Evert wrote:Something sounds off for those numbers. On my laptop, Jazz does a 22Mnps perft from the opening position (6-ply perft takes a little over 5 seconds), ...
That is only 1 Mnps. The number you quote is moves/sec, not nodes/sec.
syzygy wrote:Maybe it would be better (when using perft for the purpose of optimising the move generator) to let perft only count the number of generated pseudo-legal moves at the leaves?
In principle you are right, but the problem is that there is no unique definition of what is a pseudo-legal move.
Evert wrote:Something sounds off for those numbers. On my laptop, Jazz does a 22Mnps perft from the opening position (6-ply perft takes a little over 5 seconds), ...
That is only 1 Mnps. The number you quote is moves/sec, not nodes/sec.
Explain?
I count the number of positions reached, which is the same as the number of (legal) moves played.
But you don't do anything in those positions (no move gen, no eval). If you start counting things that take zero time, there is no limit to how many you can do per second...
lucasart wrote:
You misread my post, yet I was very clear (interior nodes, no leaves, bulk counting).
In what way did I misread what you said? I said exactly the same thing you just did...
(i) it makes code cleaner and easier, and there's no post processing. i just straightforwardly compute the target squares so as to never even consider illegal moves
Maybe. It's a bit harder to write a legal move generator though (I know my first attempt was a dismal failure, although it didn't take me very long at all to make one on my second attempt).
you completely avoid the nightmare of filtering pseudo legal moves before playing them
Who does this? It's easier to play the move, realise the king is in check, and unmake/skip the move.
As you say though, speed-wise there doesn't seem to be much of a difference between the two approaches.
you completely avoid the nightmare of filtering pseudo legal moves before playing them
Who does this? It's easier to play the move, realise the king is in check, and unmake/skip the move.
As you say though, speed-wise there doesn't seem to be much of a difference between the two approaches.

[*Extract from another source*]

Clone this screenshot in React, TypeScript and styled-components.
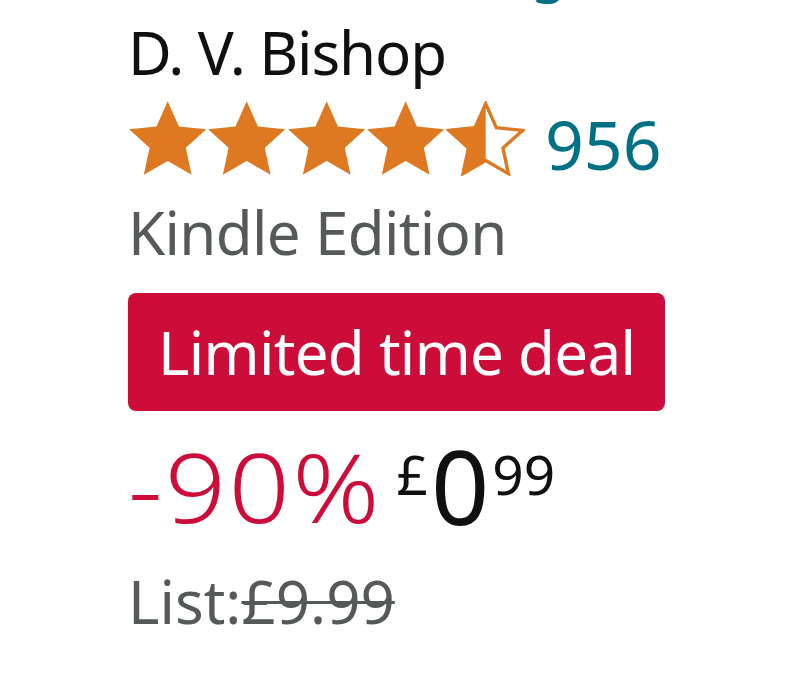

If I am not wrong, testing whether a move is illegal before making it (what I have in my is_move_valid()) is nothing more complicated than testing if the king is under attack after making the move. In both cases, we have to get the relevant slider attack bitboard. Basically, it is adjusting the allBits by taking away the from bits, adding the to bit. I think even scannnig the rest of the move list for illegal moves with the same from-sq should be easy once a move is found to be invalid (what I posted here earlier).
I have overhead in make/unmake(). But if the % of illegal moves is not high(my 30/40% I posted earlier is likely wrong), then the speed impact may still be slight.
my engine calculate with a legal move generator 5.8Kmps & 25Knps if at depth=1 I let him return the number of legal moves.
I think you could start with a pseudolegal move generator and after doing a move you could check if the move was legal ( test if the king was left in check). I did this way and my engine could reach over 2500 elo point.
Regarding the speed of your movegen I think it will slow as soon as you'll add some more instructions to your make/unmake move.
I calculate for example material with make/unmake. things like that will slow down your perft but probably will make you engine stronger.
Don't look only at the speed of your perft, even a slow engine could be strong
syzygy wrote:Maybe it would be better (when using perft for the purpose of optimising the move generator) to let perft only count the number of generated pseudo-legal moves at the leaves?
In principle you are right, but the problem is that there is no unique definition of what is a pseudo-legal move.
A solution to that is counting the leaves (as in a normal perft, giving the same numbers) while generating at each leaf all pseudo-legal moves.